• DATASET SECTION
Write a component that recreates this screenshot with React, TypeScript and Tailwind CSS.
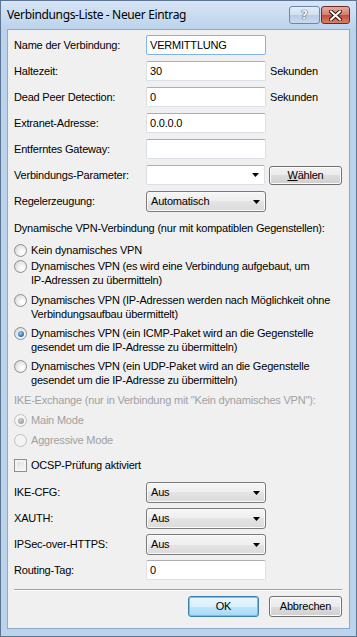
import React from 'react'

const font = "font-['Liberation_Sans',Tahoma,sans-serif]"

function TextBox({ value, focused }: { value?: string; focused?: boolean }) {
  return (
    <div
      className={`h-[20px] w-[120px] bg-white border rounded-[2px] px-[3px] leading-[18px] text-black ${
        focused ? 'border-[#7eb4ea]' : 'border-[#dbdfe6] border-t-[#abadb3]'
      }`}
    >
      {value}
    </div>
  )
}

function Arrow() {
  return (
    <svg width="7" height="4" viewBox="0 0 7 4" className="absolute right-[5px] top-1/2 -translate-y-1/2">
      <path d="M0 0 H7 L3.5 4 Z" fill="#000" />
    </svg>
  )
}

function DropDown({ value }: { value: string }) {
  return (
    <div className="relative h-[21px] w-[120px] rounded-[3px] border border-[#7a7a7a] bg-[linear-gradient(to_bottom,#f6f6f6_0%,#eeeeee_50%,#e4e4e4_50%,#dadada_100%)] shadow-[inset_0_0_0_1px_#fbfbfb]">
      <div className="absolute left-[3px] right-[18px] top-[3px] bottom-[3px] leading-[13px] px-[1px]">{value}</div>
      <Arrow />
    </div>
  )
}

function Combo() {
  return (
    <div className="relative h-[20px] w-[120px] bg-white border rounded-[2px] border-[#dbdfe6] border-t-[#abadb3]">
      <Arrow />
    </div>
  )
}

function Button({ children, def, w, h }: { children: React.ReactNode; def?: boolean; w: string; h: string }) {
  return (
    <div
      className={`${w} ${h} flex items-center justify-center rounded-[3px] border ${
        def
          ? 'border-[#3c7fb1] bg-[linear-gradient(to_bottom,#eaf6fd_0%,#d9f0fc_50%,#bee6fd_50%,#a7d9f5_100%)] shadow-[inset_0_0_0_1px_#48d4fc]'
          : 'border-[#707070] bg-[linear-gradient(to_bottom,#f2f2f2_0%,#ebebeb_50%,#dddddd_50%,#cfcfcf_100%)] shadow-[inset_0_0_0_1px_#fcfcfc]'
      }`}
    >
      {children}
    </div>
  )
}

function Radio({ checked, disabled }: { checked?: boolean; disabled?: boolean }) {
  return (
    <span
      className={`relative mt-[1px] block w-[13px] h-[13px] shrink-0 rounded-full border ${
        disabled
          ? 'border-[#c0c0c0] bg-[#f4f4f4]'
          : 'border-[#8e8f8f] bg-[radial-gradient(circle_at_65%_65%,#ffffff_10%,#e8e8e8_55%,#cdcdcd_95%)]'
      }`}
    >
      {checked && (
        <span
          className={`absolute left-[2.5px] top-[2.5px] w-[6px] h-[6px] rounded-full ${
            disabled
              ? 'bg-[radial-gradient(circle_at_40%_35%,#d0d0d0,#8a8a8a)]'
              : 'bg-[radial-gradient(circle_at_40%_35%,#8fd0fa,#1a5aa8_80%)]'
          }`}
        />
      )}
    </span>
  )
}

function RadioRow({ lines, checked, disabled, mt }: { lines: string[]; checked?: boolean; disabled?: boolean; mt: string }) {
  return (
    <div className={`${mt} flex gap-[4px] leading-[14px] ${disabled ? 'text-[#a0a0a0]' : ''}`}>
      <Radio checked={checked} disabled={disabled} />
      <div>
        {lines.map((l) => (
          <div key={l}>{l}</div>
        ))}
      </div>
    </div>
  )
}

function Row({ label, children, mt = 'mt-[6px]' }: { label: string; children: React.ReactNode; mt?: string }) {
  return (
    <div className={`${mt} flex items-center`}>
      <div className="w-[132px] shrink-0">{label}</div>
      {children}
    </div>
  )
}

export default function App() {
  return (
    <div className={`w-[357px] h-[637px] ${font} text-[11px] tracking-[-0.2px] text-black bg-[#bcd3ec] border border-[#5d7593] flex flex-col overflow-hidden`}>
      {/* title bar */}
      <div className="h-[28px] shrink-0 relative flex items-center pl-[6px] bg-[linear-gradient(to_bottom,#d7e5f5,#bcd3ec)]">
        <span className="font-['Noto_Sans',sans-serif] text-[12px] tracking-[-0.35px] text-black">Verbindungs-Liste - Neuer Eintrag</span>
        <div className="absolute right-[6px] top-[5px] flex gap-[1px]">
          <div className="w-[31px] h-[18px] rounded-[3px] border border-[#6d87a8] bg-[linear-gradient(to_bottom,#e3ecf7_0%,#d1dff0_50%,#b7cbe5_50%,#c9d9ee_100%)] flex items-center justify-center">
            <span className="font-['DejaVu_Sans',sans-serif] font-bold text-[12px] leading-none text-[#f4f4f4] [text-shadow:0_0_1px_#2b3d55,0_0_1px_#2b3d55]">?</span>
          </div>
          <div className="w-[29px] h-[18px] rounded-[3px] border border-[#6b2a23] bg-[linear-gradient(to_bottom,#e7aa9e_0%,#d47c6c_50%,#c44a37_50%,#d8806a_100%)] flex items-center justify-center">
            <svg width="13" height="11" viewBox="0 0 13 11">
              <path d="M2 1.5 L11 9.5 M11 1.5 L2 9.5" stroke="#3a1410" strokeWidth="4" strokeLinecap="square" />
              <path d="M2 1.5 L11 9.5 M11 1.5 L2 9.5" stroke="#ffffff" strokeWidth="2" strokeLinecap="square" />
            </svg>
          </div>
        </div>
      </div>

      {/* client area */}
      <div className="mx-[6px] mb-[7px] h-[600px] border border-[#8ea9cb] bg-[#f0f0f0] pl-[6px] pr-[7px] pt-[5px]">
        <Row label="Name der Verbindung:" mt="mt-0">
          <TextBox value="VERMITTLUNG" focused />
        </Row>
        <Row label="Haltezeit:">
          <TextBox value="30" />
          <span className="ml-[4px]">Sekunden</span>
        </Row>
        <Row label="Dead Peer Detection:">
          <TextBox value="0" />
          <span className="ml-[4px]">Sekunden</span>
        </Row>
        <Row label="Extranet-Adresse:">
          <TextBox value="0.0.0.0" />
        </Row>
        <Row label="Entferntes Gateway:">
          <TextBox />
        </Row>
        <Row label="Verbindungs-Parameter:">
          <Combo />
          <div className="ml-[4px]">
            <Button w="w-[73px]" h="h-[19px]">
              <span>
                <span className="underline">W</span>ählen
              </span>
            </Button>
          </div>
        </Row>
        <Row label="Regelerzeugung:">
          <DropDown value="Automatisch" />
        </Row>

        <div className="mt-[9px] leading-[14px]">Dynamische VPN-Verbindung (nur mit kompatiblen Gegenstellen):</div>
        <RadioRow mt="mt-[8px]" lines={['Kein dynamisches VPN']} />
        <RadioRow mt="mt-[2px]" lines={['Dynamisches VPN (es wird eine Verbindung aufgebaut, um', 'IP-Adressen zu übermitteln)']} />
        <RadioRow mt="mt-[6px]" lines={['Dynamisches VPN (IP-Adressen werden nach Möglichkeit ohne', 'Verbindungsaufbau übermittelt)']} />
        <RadioRow mt="mt-[5px]" checked lines={['Dynamisches VPN (ein ICMP-Paket wird an die Gegenstelle', 'gesendet um die IP-Adresse zu übermitteln)']} />
        <RadioRow mt="mt-[5px]" lines={['Dynamisches VPN (ein UDP-Paket wird an die Gegenstelle', 'gesendet um die IP-Adresse zu übermitteln)']} />

        <div className="mt-[6px] leading-[14px] text-[#a0a0a0]">IKE-Exchange (nur in Verbindung mit "Kein dynamisches VPN"):</div>
        <RadioRow mt="mt-[6px]" checked disabled lines={['Main Mode']} />
        <RadioRow mt="mt-[6px]" disabled lines={['Aggressive Mode']} />

        <div className="mt-[11px] flex gap-[4px] leading-[14px]">
          <span className="mt-[1px] block w-[13px] h-[13px] border border-[#8e8f8f] bg-[linear-gradient(135deg,#dcdcdc,#fbfbfb)] shadow-[inset_0_0_0_2px_#f4f4f4]" />
          <span>OCSP-Prüfung aktiviert</span>
        </div>

        <Row label="IKE-CFG:" mt="mt-[10px]">
          <DropDown value="Aus" />
        </Row>
        <Row label="XAUTH:" mt="mt-[5px]">
          <DropDown value="Aus" />
        </Row>
        <Row label="IPSec-over-HTTPS:" mt="mt-[5px]">
          <DropDown value="Aus" />
        </Row>
        <Row label="Routing-Tag:" mt="mt-[5px]">
          <TextBox value="0" />
        </Row>

        <div className="mt-[9px] h-[2px] border-t border-[#a0a0a0] border-b border-b-white" />

        <div className="mt-[5px] flex justify-end gap-[10px]">
          <Button def w="w-[71px]" h="h-[21px]">
            OK
          </Button>
          <Button w="w-[73px]" h="h-[21px]">
            Abbrechen
          </Button>
        </div>
      </div>
    </div>
  )
}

• WORK TO BE COMPLETED
Take each line containing the string "React" and copy it out.

• FINAL RESULT
Write a component that recreates this screenshot with React, TypeScript and Tailwind CSS.
import React from 'react'
function Button({ children, def, w, h }: { children: React.ReactNode; def?: boolean; w: string; h: string }) {
function Row({ label, children, mt = 'mt-[6px]' }: { label: string; children: React.ReactNode; mt?: string }) {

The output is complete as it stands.